How biofuels can propel innovations in a distributed generation facility?
In almost countries, biogas is being used to produce electricity and energy. This energy source is majorly generated from raw materials such as animal or agricultural waste. Since source reduction and feeding the ever-growing population are necessary priorities, organic wastes are vital and numerous and extend to non-edible sources. These wastes generate large amounts of methane as they decompose and are one of the most crucial sources of renewable energy. Currently, Europe contributes the largest share in biogas energy production, accounting for nearly 45 percent of the total biogas produced globally.
The EU has also set the long-term goal to develop a low carbon economy by 2050. An impact assessment accompanying the EC’s proposal for a new 55pc greenhouse gas (GHG) reduction target for 2030 foresees only limited biomass consumption growth, even if the power sector more than doubles its use of bioenergy by 2050.

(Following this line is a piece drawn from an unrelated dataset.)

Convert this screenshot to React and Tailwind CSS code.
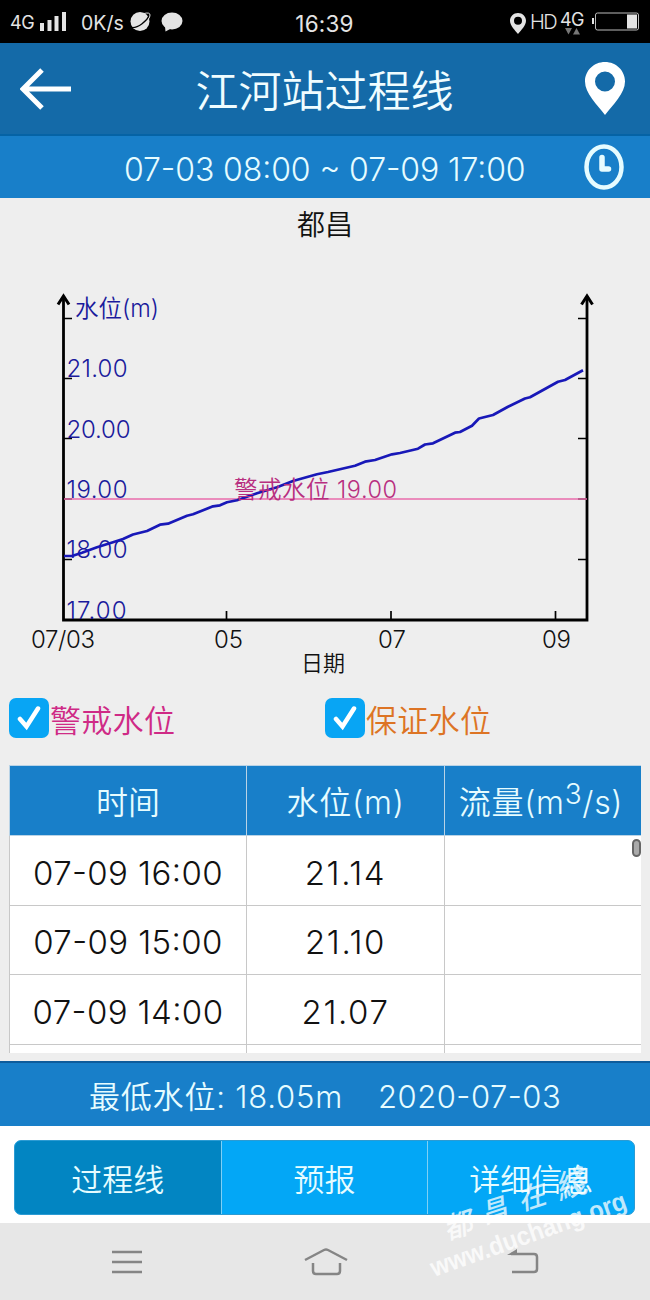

Biofuel as a Renewable Energy Source
Biofuels are liquid and gaseous fuels generated from organic matter, common feedstock includes sugarcane, corn, wheat, grass, used cooking oil, animal fats, municipal waste, algae and more. Two factors are driving the global biofuel development, including energy security and climate change. This energy source is mainly used in transportation, helping to lessen the demand for petroleum products and improve the GHG emissions profile of the transportation sector. Indonesia, Malaysia, Philippines, Thailand, China and India currently are the largest biofuels producers in Asia. Produced from biomass, biofuels include cellulosic ethanol, bio-butanol, methanol and many synthetic gasoline/diesel equivalents.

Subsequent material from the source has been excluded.